Information provided start
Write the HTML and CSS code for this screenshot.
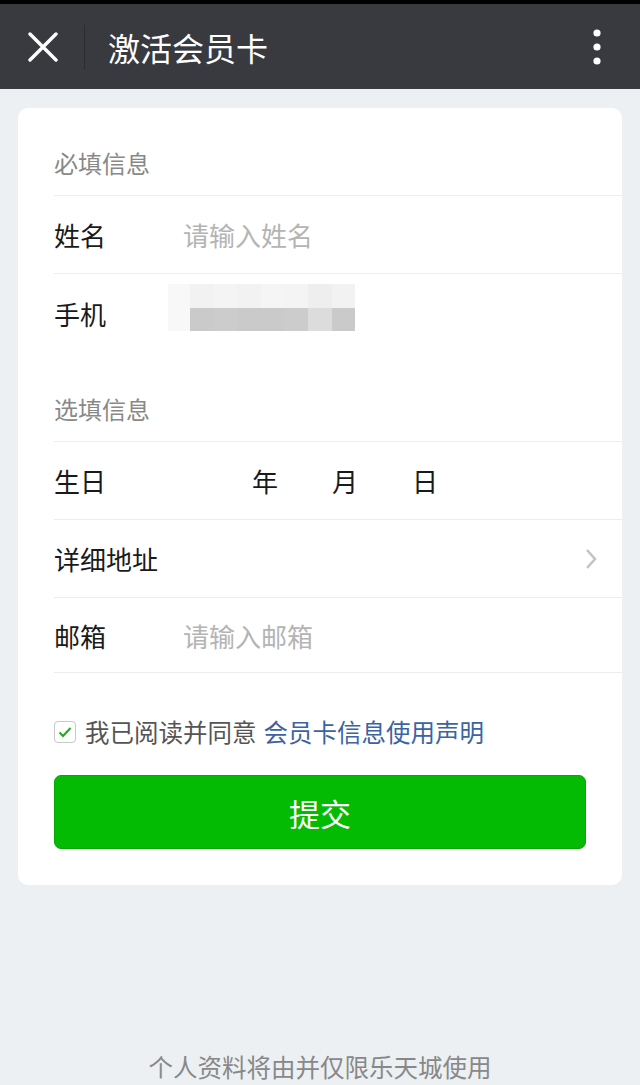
FILE: index.html
```html
<!DOCTYPE html>
<html lang="zh-CN">
<head>
    <meta charset="UTF-8">
    <meta name="viewport" content="width=device-width, initial-scale=1.0">
    <title>激活会员卡</title>
    <link rel="stylesheet" href="styles.css">
</head>
<body>
    <div class="page">
        <header class="topbar">
            <div class="close">
                <svg width="30" height="30" viewBox="0 0 30 30">
                    <path d="M2 2 L28 28 M28 2 L2 28" stroke="#fff" stroke-width="3.4" stroke-linecap="round"/>
                </svg>
            </div>
            <div class="divider"></div>
            <div class="title">激活会员卡</div>
            <div class="more">
                <svg width="10" height="36" viewBox="0 0 10 36">
                    <circle cx="5" cy="4" r="3.6" fill="#fff"/>
                    <circle cx="5" cy="18" r="3.6" fill="#fff"/>
                    <circle cx="5" cy="32" r="3.6" fill="#fff"/>
                </svg>
            </div>
        </header>

        <div class="card">
            <!-- 必填 -->
            <div class="section-head"><span>必填信息</span></div>
            <div class="row">
                <div class="label">姓名</div>
                <div class="value placeholder">请输入姓名</div>
            </div>
            <div class="row row-plain">
                <div class="label">手机</div>
                <div class="blur">
                    <span class="px-l"></span><span class="px-t"></span><span class="px-t2"></span><span class="px-t"></span><span class="px-t3"></span><span class="px-t2"></span><span class="px-t4"></span><span class="px-t"></span>
                    <span class="px-l"></span><span class="px-d"></span><span class="px-d2"></span><span class="px-d"></span><span class="px-d"></span><span class="px-d2"></span><span class="px-m"></span><span class="px-d"></span>
                </div>
            </div>

            <!-- 选填 -->
            <div class="section-head second"><span>选填信息</span></div>
            <div class="row">
                <div class="label">生日</div>
                <div class="value date">
                    <span class="date-part first">年</span>
                    <span class="date-part">月</span>
                    <span class="date-part">日</span>
                </div>
            </div>
            <div class="row">
                <div class="label">详细地址</div>
                <div class="value"></div>
                <svg class="arrow" width="14" height="22" viewBox="0 0 14 22">
                    <path d="M3 2 L11 11 L3 20" fill="none" stroke="#c4c4c8" stroke-width="2.6"/>
                </svg>
            </div>
            <div class="row row-last">
                <div class="label">邮箱</div>
                <div class="value placeholder">请输入邮箱</div>
            </div>

            <div class="agree">
                <span class="checkbox">
                    <svg width="14" height="12" viewBox="0 0 14 12">
                        <path d="M1.5 6.5 L5 10 L12.5 2" fill="none" stroke="#1aad19" stroke-width="2"/>
                    </svg>
                </span>
                <span>我已阅读并同意</span>
                <a class="link" href="#">会员卡信息使用声明</a>
            </div>

            <button class="submit">提交</button>
        </div>

        <div class="footer">个人资料将由并仅限乐天城使用</div>
    </div>
</body>
</html>
```

FILE: styles.css
```css
body {
    margin: 0;
    padding: 0;
    background-color: #edf0f3;
    font-family: "Noto Sans CJK SC", "Noto Sans", sans-serif;
    color: #1a1a1a;
}
.page {
    display: flex;
    flex-direction: column;
    min-height: 100vh;
}
.topbar {
    display: flex;
    align-items: center;
    height: 85px;
    border-top: 4px solid #000;
    background-color: #393a3f;
    color: #fff;
}
.close {
    display: flex;
    width: 30px;
    margin-left: 28px;
}
.divider {
    width: 1px;
    height: 44px;
    margin-left: 26px;
    background-color: #2a2b2f;
}
.title {
    flex: 1;
    margin-left: 23px;
    font-size: 32px;
    line-height: 40px;
}
.more {
    display: flex;
    margin-right: 38px;
}
.card {
    margin: 19px 18px 0;
    padding: 0 0 36px 36px;
    background-color: #fff;
    border-radius: 10px;
}
.section-head {
    display: flex;
    align-items: flex-end;
    height: 88px;
    padding-bottom: 16px;
    box-sizing: border-box;
    border-bottom: 1px solid #ededed;
    font-size: 24px;
    line-height: 32px;
    color: #888;
}
.section-head.second {
    height: 90px;
}
.row {
    display: flex;
    align-items: center;
    height: 78px;
    box-sizing: border-box;
    border-bottom: 1px solid #ededed;
    font-size: 26px;
}
.row-plain {
    border-bottom: none;
}
.row-last {
    height: 75px;
}
.label {
    width: 129px;
    flex-shrink: 0;
}
.value {
    flex: 1;
}
.placeholder {
    color: #b4b4b4;
}
.date {
    display: flex;
}
.date-part {
    margin-left: 54px;
}
.date-part.first {
    margin-left: 69px;
}
.arrow {
    margin-right: 24px;
}
.blur {
    display: grid;
    grid-template-columns: 22px repeat(7, 23.6px);
    grid-template-rows: 24px 23px;
    align-self: flex-start;
    margin-left: -15px;
    margin-top: 10px;
}
.px-l { background-color: #f8f8f8; }
.px-t { background-color: #f2f2f2; }
.px-t2 { background-color: #f4f4f4; }
.px-t3 { background-color: #f5f5f5; }
.px-t4 { background-color: #eeeeee; }
.px-d { background-color: #cacaca; }
.px-d2 { background-color: #cccccc; }
.px-m { background-color: #dcdcdc; }
.agree {
    display: flex;
    align-items: center;
    margin-top: 43px;
    font-size: 24.5px;
    line-height: 32px;
    color: #555;
}
.checkbox {
    display: flex;
    justify-content: center;
    align-items: center;
    width: 20px;
    height: 20px;
    margin-right: 9px;
    border: 1px solid #c8c8c8;
    border-radius: 4px;
}
.link {
    margin-left: 7px;
    color: #3b64a3;
    text-decoration: none;
}
.submit {
    display: block;
    width: 532px;
    height: 74px;
    margin-top: 27px;
    border: 1px solid #06a706;
    border-radius: 7px;
    background-color: #04bb04;
    color: #fff;
    font-family: inherit;
    font-size: 31px;
    cursor: pointer;
}
.footer {
    margin-top: auto;
    padding-bottom: 2px;
    text-align: center;
    font-size: 24.5px;
    line-height: 32px;
    color: #888;
}
```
Information provided end
To be done >>
Give an exact reproduction of every line, leaving out any picture.

Response below >>
Write the HTML and CSS code for this screenshot.
FILE: index.html
```html
<!DOCTYPE html>
<html lang="zh-CN">
<head>
    <meta charset="UTF-8">
    <meta name="viewport" content="width=device-width, initial-scale=1.0">
    <title>激活会员卡</title>
    <link rel="stylesheet" href="styles.css">
</head>
<body>
    <div class="page">
        <header class="topbar">
            <div class="close">
                <svg width="30" height="30" viewBox="0 0 30 30">
                    <path d="M2 2 L28 28 M28 2 L2 28" stroke="#fff" stroke-width="3.4" stroke-linecap="round"/>
                </svg>
            </div>
            <div class="divider"></div>
            <div class="title">激活会员卡</div>
            <div class="more">
                <svg width="10" height="36" viewBox="0 0 10 36">
                    <circle cx="5" cy="4" r="3.6" fill="#fff"/>
                    <circle cx="5" cy="18" r="3.6" fill="#fff"/>
                    <circle cx="5" cy="32" r="3.6" fill="#fff"/>
                </svg>
            </div>
        </header>

        <div class="card">
            <!-- 必填 -->
            <div class="section-head"><span>必填信息</span></div>
            <div class="row">
                <div class="label">姓名</div>
                <div class="value placeholder">请输入姓名</div>
            </div>
            <div class="row row-plain">
                <div class="label">手机</div>
                <div class="blur">
                    <span class="px-l"></span><span class="px-t"></span><span class="px-t2"></span><span class="px-t"></span><span class="px-t3"></span><span class="px-t2"></span><span class="px-t4"></span><span class="px-t"></span>
                    <span class="px-l"></span><span class="px-d"></span><span class="px-d2"></span><span class="px-d"></span><span class="px-d"></span><span class="px-d2"></span><span class="px-m"></span><span class="px-d"></span>
                </div>
            </div>

            <!-- 选填 -->
            <div class="section-head second"><span>选填信息</span></div>
            <div class="row">
                <div class="label">生日</div>
                <div class="value date">
                    <span class="date-part first">年</span>
                    <span class="date-part">月</span>
                    <span class="date-part">日</span>
                </div>
            </div>
            <div class="row">
                <div class="label">详细地址</div>
                <div class="value"></div>
                <svg class="arrow" width="14" height="22" viewBox="0 0 14 22">
                    <path d="M3 2 L11 11 L3 20" fill="none" stroke="#c4c4c8" stroke-width="2.6"/>
                </svg>
            </div>
            <div class="row row-last">
                <div class="label">邮箱</div>
                <div class="value placeholder">请输入邮箱</div>
            </div>

            <div class="agree">
                <span class="checkbox">
                    <svg width="14" height="12" viewBox="0 0 14 12">
                        <path d="M1.5 6.5 L5 10 L12.5 2" fill="none" stroke="#1aad19" stroke-width="2"/>
                    </svg>
                </span>
                <span>我已阅读并同意</span>
                <a class="link" href="#">会员卡信息使用声明</a>
            </div>

            <button class="submit">提交</button>
        </div>

        <div class="footer">个人资料将由并仅限乐天城使用</div>
    </div>
</body>
</html>
```

FILE: styles.css
```css
body {
    margin: 0;
    padding: 0;
    background-color: #edf0f3;
    font-family: "Noto Sans CJK SC", "Noto Sans", sans-serif;
    color: #1a1a1a;
}
.page {
    display: flex;
    flex-direction: column;
    min-height: 100vh;
}
.topbar {
    display: flex;
    align-items: center;
    height: 85px;
    border-top: 4px solid #000;
    background-color: #393a3f;
    color: #fff;
}
.close {
    display: flex;
    width: 30px;
    margin-left: 28px;
}
.divider {
    width: 1px;
    height: 44px;
    margin-left: 26px;
    background-color: #2a2b2f;
}
.title {
    flex: 1;
    margin-left: 23px;
    font-size: 32px;
    line-height: 40px;
}
.more {
    display: flex;
    margin-right: 38px;
}
.card {
    margin: 19px 18px 0;
    padding: 0 0 36px 36px;
    background-color: #fff;
    border-radius: 10px;
}
.section-head {
    display: flex;
    align-items: flex-end;
    height: 88px;
    padding-bottom: 16px;
    box-sizing: border-box;
    border-bottom: 1px solid #ededed;
    font-size: 24px;
    line-height: 32px;
    color: #888;
}
.section-head.second {
    height: 90px;
}
.row {
    display: flex;
    align-items: center;
    height: 78px;
    box-sizing: border-box;
    border-bottom: 1px solid #ededed;
    font-size: 26px;
}
.row-plain {
    border-bottom: none;
}
.row-last {
    height: 75px;
}
.label {
    width: 129px;
    flex-shrink: 0;
}
.value {
    flex: 1;
}
.placeholder {
    color: #b4b4b4;
}
.date {
    display: flex;
}
.date-part {
    margin-left: 54px;
}
.date-part.first {
    margin-left: 69px;
}
.arrow {
    margin-right: 24px;
}
.blur {
    display: grid;
    grid-template-columns: 22px repeat(7, 23.6px);
    grid-template-rows: 24px 23px;
    align-self: flex-start;
    margin-left: -15px;
    margin-top: 10px;
}
.px-l { background-color: #f8f8f8; }
.px-t { background-color: #f2f2f2; }
.px-t2 { background-color: #f4f4f4; }
.px-t3 { background-color: #f5f5f5; }
.px-t4 { background-color: #eeeeee; }
.px-d { background-color: #cacaca; }
.px-d2 { background-color: #cccccc; }
.px-m { background-color: #dcdcdc; }
.agree {
    display: flex;
    align-items: center;
    margin-top: 43px;
    font-size: 24.5px;
    line-height: 32px;
    color: #555;
}
.checkbox {
    display: flex;
    justify-content: center;
    align-items: center;
    width: 20px;
    height: 20px;
    margin-right: 9px;
    border: 1px solid #c8c8c8;
    border-radius: 4px;
}
.link {
    margin-left: 7px;
    color: #3b64a3;
    text-decoration: none;
}
.submit {
    display: block;
    width: 532px;
    height: 74px;
    margin-top: 27px;
    border: 1px solid #06a706;
    border-radius: 7px;
    background-color: #04bb04;
    color: #fff;
    font-family: inherit;
    font-size: 31px;
    cursor: pointer;
}
.footer {
    margin-top: auto;
    padding-bottom: 2px;
    text-align: center;
    font-size: 24.5px;
    line-height: 32px;
    color: #888;
}
```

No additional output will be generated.